DATASET ROWS ▸
-=-=-

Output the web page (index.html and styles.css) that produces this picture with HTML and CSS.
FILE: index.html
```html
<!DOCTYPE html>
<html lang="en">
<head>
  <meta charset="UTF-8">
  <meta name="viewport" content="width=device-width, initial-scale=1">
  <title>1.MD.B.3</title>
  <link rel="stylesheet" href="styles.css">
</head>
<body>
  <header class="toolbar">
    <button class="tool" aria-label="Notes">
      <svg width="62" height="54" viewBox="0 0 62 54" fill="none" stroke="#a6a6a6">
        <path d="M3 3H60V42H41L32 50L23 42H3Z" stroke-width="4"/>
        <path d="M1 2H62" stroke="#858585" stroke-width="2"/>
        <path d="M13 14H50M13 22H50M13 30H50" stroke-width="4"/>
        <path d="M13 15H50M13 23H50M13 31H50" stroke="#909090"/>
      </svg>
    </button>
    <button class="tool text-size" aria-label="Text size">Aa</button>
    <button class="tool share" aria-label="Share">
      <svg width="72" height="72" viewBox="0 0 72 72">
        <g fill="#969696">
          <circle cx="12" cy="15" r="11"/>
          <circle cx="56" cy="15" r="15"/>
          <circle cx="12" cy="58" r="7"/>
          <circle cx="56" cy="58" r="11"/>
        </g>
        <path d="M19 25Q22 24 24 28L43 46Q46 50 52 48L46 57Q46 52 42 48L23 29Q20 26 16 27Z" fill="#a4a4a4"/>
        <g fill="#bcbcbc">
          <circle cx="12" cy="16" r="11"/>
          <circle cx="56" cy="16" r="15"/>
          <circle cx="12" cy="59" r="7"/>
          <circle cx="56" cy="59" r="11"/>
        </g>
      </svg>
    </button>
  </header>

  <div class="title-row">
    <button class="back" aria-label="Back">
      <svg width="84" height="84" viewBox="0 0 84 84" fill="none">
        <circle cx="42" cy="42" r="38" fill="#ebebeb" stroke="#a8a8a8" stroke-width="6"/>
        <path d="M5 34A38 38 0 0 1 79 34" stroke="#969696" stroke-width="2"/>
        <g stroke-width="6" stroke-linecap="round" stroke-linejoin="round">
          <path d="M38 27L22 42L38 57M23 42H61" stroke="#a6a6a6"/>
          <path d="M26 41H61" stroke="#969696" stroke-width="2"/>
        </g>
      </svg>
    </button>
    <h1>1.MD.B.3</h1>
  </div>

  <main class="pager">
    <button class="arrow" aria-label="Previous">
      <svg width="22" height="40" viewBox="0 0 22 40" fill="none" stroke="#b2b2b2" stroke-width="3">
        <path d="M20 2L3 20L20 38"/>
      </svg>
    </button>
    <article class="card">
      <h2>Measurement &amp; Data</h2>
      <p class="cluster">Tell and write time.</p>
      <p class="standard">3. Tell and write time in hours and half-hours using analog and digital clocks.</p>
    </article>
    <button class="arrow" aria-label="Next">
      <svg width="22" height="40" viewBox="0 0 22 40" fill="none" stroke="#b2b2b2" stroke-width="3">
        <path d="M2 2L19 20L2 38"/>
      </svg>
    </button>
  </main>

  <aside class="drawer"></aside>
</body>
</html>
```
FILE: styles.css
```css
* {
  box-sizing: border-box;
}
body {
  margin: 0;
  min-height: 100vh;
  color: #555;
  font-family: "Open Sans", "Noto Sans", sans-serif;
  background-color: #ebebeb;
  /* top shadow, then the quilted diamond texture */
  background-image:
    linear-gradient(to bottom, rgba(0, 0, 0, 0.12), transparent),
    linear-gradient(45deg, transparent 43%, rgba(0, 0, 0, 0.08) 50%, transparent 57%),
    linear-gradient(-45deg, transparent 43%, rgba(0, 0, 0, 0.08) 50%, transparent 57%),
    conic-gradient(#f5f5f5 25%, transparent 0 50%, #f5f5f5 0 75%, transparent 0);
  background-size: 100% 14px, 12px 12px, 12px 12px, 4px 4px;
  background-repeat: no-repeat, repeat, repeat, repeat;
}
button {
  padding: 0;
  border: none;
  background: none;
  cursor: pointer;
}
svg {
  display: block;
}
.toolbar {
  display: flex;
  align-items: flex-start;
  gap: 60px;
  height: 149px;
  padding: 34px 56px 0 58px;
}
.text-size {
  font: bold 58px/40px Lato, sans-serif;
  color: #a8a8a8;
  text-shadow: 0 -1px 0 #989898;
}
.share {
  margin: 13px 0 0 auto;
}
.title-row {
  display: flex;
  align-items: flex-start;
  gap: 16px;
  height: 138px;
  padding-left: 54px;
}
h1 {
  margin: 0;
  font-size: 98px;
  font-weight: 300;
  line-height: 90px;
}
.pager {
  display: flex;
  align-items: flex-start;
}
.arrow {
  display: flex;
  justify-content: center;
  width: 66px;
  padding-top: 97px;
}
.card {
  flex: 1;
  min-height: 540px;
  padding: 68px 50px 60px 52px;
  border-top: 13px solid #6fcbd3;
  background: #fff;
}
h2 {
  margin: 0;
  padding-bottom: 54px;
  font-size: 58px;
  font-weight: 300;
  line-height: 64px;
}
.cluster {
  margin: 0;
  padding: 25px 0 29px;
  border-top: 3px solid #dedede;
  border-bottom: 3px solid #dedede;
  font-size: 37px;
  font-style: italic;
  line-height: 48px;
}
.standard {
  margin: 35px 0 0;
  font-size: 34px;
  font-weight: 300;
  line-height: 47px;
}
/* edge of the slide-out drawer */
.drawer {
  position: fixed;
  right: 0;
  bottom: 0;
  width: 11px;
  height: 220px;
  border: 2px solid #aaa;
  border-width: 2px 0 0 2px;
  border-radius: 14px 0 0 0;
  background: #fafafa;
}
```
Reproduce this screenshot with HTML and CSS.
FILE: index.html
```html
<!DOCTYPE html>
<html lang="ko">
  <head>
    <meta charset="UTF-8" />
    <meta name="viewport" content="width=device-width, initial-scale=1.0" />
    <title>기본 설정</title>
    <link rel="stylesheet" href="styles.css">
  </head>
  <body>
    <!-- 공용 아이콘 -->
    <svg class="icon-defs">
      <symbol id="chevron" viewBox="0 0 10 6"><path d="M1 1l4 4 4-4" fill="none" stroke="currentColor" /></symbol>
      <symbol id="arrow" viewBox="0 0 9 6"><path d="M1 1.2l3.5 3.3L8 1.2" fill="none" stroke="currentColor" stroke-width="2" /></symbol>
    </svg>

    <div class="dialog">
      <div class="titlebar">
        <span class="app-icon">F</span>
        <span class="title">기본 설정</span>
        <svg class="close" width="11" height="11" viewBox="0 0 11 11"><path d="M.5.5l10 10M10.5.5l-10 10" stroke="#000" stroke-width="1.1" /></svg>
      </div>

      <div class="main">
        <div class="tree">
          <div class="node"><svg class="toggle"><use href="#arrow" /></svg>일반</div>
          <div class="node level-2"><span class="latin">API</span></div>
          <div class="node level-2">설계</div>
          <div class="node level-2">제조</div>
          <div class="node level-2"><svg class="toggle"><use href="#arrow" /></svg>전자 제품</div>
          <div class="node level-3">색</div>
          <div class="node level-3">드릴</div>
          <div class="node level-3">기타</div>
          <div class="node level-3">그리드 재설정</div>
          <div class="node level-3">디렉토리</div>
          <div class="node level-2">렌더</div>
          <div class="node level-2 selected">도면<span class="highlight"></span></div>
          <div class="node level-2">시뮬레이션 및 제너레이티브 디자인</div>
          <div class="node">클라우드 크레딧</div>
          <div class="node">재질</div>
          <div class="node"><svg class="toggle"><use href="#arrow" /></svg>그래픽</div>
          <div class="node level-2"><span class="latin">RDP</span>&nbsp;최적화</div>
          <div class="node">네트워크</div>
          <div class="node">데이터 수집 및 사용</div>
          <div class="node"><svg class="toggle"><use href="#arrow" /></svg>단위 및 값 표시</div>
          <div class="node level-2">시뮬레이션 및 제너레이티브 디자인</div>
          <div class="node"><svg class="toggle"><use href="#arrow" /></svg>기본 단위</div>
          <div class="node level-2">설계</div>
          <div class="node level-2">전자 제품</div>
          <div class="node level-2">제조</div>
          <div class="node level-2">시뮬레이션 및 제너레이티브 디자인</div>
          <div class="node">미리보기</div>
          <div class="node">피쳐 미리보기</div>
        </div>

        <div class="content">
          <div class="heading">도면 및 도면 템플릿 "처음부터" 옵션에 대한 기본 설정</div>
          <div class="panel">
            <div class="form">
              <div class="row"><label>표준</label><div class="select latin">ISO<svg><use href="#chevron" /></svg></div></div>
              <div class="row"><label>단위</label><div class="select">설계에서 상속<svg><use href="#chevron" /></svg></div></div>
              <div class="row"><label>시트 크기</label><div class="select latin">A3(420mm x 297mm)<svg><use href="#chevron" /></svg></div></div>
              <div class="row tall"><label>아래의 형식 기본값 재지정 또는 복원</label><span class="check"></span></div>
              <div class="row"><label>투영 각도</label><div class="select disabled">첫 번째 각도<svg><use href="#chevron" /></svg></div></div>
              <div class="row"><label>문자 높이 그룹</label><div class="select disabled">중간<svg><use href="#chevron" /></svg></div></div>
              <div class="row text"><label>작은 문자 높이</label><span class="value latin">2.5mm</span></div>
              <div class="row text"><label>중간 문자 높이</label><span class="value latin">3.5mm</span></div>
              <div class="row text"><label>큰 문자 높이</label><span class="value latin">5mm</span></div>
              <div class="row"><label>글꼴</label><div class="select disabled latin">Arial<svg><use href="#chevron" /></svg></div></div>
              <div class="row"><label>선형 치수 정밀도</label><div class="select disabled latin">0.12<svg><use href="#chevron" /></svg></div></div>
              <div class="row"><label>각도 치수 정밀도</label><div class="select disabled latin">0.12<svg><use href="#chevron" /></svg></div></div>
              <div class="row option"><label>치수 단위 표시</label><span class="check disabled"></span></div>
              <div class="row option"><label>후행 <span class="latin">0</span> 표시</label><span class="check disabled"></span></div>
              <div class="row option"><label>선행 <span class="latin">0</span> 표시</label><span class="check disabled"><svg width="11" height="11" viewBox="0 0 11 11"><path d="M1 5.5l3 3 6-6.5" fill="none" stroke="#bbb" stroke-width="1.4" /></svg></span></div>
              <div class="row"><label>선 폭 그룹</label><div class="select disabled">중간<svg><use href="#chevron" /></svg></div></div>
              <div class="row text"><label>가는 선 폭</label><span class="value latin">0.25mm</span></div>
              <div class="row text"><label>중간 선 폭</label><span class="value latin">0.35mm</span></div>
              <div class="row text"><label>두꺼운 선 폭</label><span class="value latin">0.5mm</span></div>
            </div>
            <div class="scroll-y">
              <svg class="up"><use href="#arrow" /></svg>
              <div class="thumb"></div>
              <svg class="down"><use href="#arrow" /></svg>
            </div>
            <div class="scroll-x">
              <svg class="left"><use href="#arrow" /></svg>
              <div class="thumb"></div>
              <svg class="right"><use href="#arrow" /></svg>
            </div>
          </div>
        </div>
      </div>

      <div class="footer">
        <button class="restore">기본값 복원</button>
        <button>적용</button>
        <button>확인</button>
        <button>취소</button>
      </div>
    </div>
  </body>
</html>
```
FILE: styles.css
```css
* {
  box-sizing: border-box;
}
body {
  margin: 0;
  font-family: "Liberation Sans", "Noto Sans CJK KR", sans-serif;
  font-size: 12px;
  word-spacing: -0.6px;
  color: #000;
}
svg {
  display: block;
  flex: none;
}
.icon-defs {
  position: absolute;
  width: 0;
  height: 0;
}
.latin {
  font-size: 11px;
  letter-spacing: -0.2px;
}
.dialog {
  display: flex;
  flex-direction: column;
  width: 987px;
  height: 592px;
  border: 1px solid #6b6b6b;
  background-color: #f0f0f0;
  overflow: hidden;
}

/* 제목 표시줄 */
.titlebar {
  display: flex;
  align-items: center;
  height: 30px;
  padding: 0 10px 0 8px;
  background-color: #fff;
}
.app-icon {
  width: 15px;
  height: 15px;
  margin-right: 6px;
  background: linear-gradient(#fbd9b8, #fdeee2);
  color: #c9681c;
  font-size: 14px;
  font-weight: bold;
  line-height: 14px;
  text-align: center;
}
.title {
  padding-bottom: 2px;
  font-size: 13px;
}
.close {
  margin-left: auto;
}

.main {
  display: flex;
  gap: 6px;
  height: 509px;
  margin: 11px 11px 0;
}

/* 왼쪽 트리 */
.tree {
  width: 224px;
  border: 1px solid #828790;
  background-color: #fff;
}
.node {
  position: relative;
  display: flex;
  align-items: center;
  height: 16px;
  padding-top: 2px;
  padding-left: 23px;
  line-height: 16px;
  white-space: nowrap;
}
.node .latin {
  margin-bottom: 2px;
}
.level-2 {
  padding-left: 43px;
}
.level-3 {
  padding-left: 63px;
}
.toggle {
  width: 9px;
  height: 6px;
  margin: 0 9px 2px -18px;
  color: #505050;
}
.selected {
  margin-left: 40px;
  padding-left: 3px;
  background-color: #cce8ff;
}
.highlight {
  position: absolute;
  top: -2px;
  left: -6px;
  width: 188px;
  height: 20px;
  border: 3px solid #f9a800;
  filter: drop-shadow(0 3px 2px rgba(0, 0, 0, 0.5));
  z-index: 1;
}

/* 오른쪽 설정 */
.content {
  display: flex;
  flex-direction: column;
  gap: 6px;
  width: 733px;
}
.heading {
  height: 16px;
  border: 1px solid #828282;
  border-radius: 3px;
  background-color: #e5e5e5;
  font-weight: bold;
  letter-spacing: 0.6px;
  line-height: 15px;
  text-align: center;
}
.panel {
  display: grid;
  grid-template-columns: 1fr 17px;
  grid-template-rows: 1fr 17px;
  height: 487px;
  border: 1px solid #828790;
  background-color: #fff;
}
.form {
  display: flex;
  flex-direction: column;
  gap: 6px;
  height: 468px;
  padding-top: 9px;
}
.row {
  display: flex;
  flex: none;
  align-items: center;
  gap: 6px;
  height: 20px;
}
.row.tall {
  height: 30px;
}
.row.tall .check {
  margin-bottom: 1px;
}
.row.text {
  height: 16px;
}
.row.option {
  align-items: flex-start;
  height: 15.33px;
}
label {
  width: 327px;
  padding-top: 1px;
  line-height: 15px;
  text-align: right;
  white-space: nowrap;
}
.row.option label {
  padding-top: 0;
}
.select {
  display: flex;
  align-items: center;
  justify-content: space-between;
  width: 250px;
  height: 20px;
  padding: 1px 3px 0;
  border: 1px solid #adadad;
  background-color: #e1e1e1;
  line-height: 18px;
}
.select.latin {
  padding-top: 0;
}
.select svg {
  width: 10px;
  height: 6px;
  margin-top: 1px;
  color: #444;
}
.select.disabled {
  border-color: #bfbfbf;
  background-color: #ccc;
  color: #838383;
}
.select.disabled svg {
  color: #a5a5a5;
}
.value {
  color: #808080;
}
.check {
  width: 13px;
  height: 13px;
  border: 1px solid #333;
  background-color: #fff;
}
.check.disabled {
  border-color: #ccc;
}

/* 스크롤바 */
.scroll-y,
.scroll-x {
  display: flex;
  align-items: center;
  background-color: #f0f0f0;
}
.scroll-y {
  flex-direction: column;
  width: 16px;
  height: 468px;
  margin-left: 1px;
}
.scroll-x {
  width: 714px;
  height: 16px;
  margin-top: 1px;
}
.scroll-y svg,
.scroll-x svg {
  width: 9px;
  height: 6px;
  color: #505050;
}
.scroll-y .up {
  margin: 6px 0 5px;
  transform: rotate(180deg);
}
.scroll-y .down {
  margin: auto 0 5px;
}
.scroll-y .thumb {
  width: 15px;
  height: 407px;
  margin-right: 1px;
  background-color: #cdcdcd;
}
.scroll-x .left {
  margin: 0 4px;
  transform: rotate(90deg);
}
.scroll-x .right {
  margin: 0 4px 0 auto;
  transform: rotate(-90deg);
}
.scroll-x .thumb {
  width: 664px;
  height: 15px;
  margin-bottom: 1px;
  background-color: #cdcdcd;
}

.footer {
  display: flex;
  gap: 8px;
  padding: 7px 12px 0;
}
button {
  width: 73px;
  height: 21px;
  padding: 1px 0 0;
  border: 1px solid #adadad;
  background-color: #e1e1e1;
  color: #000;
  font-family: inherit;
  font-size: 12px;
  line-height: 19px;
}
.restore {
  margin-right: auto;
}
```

-=-=-

Search the data above for lines holding "styles" and copy each of them.

REPLY ▸
Output the web page (index.html and styles.css) that produces this picture with HTML and CSS.
  <link rel="stylesheet" href="styles.css">
FILE: styles.css
    <link rel="stylesheet" href="styles.css">
FILE: styles.css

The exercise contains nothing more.